Exercise instructions: Gather every line that includes the word "styles", please.

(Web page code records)
++++++++++++++++++++

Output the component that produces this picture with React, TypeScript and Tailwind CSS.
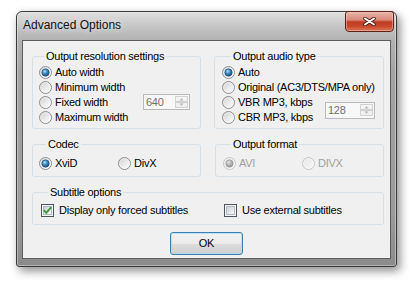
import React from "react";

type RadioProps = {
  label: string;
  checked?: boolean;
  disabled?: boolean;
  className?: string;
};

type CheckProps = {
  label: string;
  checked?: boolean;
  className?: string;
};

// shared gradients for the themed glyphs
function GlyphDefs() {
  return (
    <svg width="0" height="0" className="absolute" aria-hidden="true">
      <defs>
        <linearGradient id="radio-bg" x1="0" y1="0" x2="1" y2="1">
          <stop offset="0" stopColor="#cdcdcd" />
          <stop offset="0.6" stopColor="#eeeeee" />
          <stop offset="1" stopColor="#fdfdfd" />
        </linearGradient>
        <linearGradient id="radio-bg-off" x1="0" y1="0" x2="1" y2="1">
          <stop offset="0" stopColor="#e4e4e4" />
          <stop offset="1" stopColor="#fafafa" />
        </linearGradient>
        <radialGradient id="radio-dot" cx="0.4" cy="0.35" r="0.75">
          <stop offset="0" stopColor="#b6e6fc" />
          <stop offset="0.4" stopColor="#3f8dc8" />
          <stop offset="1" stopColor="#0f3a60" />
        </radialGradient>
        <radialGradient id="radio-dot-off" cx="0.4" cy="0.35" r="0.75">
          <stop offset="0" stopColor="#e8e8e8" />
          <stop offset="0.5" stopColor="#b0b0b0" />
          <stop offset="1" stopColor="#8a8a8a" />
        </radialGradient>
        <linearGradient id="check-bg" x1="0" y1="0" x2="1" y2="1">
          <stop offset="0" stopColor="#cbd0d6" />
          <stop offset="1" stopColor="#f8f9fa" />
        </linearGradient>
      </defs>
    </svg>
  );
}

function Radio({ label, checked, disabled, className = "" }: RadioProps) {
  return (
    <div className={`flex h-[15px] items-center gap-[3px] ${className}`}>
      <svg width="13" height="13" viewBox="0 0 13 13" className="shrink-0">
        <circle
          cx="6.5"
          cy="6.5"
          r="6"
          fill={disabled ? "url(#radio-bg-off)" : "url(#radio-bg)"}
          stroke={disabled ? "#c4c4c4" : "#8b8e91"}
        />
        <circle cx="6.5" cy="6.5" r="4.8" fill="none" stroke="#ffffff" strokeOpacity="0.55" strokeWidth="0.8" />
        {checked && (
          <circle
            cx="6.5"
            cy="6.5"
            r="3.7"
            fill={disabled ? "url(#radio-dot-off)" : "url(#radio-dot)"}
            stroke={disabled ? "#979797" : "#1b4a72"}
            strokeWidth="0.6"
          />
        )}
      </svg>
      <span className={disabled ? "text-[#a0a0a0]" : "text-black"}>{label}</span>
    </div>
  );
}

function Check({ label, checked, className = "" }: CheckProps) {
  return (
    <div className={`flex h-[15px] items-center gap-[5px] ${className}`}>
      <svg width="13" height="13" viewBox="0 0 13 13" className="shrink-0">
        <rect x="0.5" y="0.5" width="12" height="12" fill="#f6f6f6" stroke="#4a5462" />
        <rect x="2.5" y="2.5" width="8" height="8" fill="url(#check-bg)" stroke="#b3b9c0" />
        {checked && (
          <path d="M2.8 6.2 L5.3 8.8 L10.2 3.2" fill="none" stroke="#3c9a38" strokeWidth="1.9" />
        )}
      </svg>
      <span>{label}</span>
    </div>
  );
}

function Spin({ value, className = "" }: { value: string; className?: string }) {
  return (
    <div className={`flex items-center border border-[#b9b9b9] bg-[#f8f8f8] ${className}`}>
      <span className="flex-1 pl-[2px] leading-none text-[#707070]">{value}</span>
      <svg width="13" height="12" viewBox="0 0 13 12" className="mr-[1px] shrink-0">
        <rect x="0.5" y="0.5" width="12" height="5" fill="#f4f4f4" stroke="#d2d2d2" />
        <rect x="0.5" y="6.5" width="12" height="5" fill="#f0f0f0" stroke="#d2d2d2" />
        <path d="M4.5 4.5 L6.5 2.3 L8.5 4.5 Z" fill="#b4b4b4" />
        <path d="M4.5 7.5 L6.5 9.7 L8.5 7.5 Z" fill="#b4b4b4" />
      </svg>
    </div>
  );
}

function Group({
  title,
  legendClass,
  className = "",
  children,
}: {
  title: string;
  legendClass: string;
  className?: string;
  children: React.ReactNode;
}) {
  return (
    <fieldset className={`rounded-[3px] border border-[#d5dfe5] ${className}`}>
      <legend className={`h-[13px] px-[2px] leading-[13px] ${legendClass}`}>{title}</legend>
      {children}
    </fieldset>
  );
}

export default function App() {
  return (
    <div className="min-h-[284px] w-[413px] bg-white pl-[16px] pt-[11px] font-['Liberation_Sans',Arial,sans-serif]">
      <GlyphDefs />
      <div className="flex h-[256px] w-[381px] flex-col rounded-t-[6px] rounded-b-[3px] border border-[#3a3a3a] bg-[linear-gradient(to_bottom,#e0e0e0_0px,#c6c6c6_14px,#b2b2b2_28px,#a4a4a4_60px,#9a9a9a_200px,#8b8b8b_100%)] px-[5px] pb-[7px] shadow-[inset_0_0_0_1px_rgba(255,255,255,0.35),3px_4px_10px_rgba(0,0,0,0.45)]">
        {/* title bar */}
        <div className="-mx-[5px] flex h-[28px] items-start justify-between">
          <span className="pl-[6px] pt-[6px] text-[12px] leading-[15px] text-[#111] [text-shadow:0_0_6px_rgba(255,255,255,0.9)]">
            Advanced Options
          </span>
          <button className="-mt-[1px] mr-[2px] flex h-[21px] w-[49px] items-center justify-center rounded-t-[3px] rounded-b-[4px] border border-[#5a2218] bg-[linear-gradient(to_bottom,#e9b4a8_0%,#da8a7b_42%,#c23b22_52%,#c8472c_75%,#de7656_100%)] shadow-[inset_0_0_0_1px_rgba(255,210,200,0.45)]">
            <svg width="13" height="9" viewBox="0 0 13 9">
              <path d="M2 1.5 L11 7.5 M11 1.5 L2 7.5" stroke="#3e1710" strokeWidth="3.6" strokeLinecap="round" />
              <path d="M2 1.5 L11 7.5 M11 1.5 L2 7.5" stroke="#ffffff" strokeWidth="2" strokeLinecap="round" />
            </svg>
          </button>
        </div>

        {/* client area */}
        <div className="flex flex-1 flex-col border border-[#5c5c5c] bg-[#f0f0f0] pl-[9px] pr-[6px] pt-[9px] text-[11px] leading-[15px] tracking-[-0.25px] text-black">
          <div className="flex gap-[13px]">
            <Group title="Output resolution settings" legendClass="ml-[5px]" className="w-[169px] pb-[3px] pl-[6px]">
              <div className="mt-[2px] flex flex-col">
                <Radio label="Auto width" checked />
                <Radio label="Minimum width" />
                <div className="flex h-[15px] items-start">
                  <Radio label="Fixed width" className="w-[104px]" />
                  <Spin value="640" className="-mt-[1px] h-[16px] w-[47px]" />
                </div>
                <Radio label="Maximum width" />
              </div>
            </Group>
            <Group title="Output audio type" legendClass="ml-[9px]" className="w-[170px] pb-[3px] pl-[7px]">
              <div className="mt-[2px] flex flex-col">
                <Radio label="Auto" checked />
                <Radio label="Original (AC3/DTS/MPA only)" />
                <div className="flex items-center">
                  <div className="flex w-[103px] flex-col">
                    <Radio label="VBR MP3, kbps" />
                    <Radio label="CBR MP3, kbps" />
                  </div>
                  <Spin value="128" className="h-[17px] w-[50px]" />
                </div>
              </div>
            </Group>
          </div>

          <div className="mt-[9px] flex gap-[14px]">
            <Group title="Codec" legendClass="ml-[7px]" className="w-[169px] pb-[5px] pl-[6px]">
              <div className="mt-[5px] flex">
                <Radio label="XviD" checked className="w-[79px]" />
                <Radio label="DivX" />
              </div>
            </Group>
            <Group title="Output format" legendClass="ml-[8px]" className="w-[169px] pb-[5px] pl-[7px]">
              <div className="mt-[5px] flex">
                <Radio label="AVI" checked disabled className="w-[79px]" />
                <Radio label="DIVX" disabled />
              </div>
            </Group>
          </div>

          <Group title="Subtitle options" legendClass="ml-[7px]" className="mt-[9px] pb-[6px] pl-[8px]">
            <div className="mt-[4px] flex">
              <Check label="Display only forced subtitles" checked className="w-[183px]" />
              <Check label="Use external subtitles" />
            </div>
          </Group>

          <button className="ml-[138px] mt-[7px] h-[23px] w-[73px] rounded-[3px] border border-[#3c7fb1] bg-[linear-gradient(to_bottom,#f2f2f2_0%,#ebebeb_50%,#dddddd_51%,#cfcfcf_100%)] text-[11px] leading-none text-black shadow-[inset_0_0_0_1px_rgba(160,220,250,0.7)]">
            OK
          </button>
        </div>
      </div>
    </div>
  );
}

++++++++++++++++++++

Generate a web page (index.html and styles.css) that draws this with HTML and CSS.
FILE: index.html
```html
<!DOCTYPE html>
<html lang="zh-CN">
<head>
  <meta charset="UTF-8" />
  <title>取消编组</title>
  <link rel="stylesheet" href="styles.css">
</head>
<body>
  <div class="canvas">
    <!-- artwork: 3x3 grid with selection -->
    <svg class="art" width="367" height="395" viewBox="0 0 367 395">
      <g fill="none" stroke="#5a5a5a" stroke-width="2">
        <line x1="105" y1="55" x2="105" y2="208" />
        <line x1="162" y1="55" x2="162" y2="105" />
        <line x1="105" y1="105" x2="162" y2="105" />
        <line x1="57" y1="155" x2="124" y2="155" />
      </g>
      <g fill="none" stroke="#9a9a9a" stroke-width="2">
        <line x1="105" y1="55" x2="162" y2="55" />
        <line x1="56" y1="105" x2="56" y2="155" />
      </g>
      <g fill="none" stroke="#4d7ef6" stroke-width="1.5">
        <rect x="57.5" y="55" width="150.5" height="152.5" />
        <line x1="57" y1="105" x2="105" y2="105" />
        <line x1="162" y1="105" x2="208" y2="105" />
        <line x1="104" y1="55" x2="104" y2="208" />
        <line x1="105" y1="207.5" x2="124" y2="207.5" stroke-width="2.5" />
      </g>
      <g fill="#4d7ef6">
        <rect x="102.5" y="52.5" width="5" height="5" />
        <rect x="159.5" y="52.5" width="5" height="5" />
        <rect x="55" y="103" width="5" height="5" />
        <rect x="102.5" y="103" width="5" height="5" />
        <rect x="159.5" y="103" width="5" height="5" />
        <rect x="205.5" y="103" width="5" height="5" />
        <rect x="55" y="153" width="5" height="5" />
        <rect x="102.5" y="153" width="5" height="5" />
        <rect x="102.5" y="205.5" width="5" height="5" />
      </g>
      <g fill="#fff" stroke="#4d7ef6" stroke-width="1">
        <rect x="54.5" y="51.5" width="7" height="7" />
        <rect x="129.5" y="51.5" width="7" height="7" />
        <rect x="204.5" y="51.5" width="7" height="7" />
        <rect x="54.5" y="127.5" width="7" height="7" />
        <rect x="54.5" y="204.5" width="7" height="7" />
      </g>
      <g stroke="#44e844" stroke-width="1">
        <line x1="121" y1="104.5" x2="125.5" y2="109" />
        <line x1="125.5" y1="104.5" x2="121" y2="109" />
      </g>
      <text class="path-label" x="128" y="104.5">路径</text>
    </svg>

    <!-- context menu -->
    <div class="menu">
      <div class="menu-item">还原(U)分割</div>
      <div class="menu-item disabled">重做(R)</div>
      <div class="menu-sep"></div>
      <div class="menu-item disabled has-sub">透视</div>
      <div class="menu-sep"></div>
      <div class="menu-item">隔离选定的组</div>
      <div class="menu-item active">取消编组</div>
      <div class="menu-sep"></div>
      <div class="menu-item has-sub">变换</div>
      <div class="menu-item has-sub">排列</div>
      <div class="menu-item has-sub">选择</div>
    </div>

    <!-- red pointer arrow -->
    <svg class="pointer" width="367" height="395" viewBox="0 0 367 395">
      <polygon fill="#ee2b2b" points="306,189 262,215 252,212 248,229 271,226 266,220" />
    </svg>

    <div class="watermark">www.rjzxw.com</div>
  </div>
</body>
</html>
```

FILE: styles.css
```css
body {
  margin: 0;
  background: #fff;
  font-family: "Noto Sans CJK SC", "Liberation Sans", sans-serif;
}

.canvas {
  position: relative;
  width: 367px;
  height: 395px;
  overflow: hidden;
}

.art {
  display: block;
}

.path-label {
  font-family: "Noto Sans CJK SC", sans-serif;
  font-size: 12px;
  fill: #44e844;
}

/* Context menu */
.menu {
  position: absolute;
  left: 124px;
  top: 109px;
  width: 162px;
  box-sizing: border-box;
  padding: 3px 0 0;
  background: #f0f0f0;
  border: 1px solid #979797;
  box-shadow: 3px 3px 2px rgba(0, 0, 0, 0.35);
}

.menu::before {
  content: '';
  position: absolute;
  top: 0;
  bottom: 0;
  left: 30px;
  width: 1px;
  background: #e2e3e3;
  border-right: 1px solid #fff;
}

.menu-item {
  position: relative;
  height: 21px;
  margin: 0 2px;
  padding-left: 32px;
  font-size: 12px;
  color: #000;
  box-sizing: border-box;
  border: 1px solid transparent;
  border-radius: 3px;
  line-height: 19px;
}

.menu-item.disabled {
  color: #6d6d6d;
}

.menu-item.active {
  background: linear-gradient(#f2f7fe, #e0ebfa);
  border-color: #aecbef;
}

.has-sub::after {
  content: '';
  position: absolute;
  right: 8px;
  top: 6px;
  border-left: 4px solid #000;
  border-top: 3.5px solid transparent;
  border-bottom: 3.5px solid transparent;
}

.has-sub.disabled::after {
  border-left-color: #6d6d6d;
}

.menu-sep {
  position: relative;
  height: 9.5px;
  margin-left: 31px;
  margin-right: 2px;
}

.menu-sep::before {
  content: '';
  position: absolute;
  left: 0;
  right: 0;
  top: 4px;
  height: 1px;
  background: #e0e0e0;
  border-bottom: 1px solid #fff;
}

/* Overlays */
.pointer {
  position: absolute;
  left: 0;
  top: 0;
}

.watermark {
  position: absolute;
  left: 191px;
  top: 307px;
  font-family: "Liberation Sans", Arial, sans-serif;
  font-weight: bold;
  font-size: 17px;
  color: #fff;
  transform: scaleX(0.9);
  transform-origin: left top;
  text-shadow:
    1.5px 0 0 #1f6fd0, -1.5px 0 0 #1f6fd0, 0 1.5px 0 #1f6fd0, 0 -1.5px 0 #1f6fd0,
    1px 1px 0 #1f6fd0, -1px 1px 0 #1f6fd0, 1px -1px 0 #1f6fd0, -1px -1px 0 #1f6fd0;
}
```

++++++++++++++++++++

Answer in full:
Generate a web page (index.html and styles.css) that draws this with HTML and CSS.
  <link rel="stylesheet" href="styles.css">
FILE: styles.css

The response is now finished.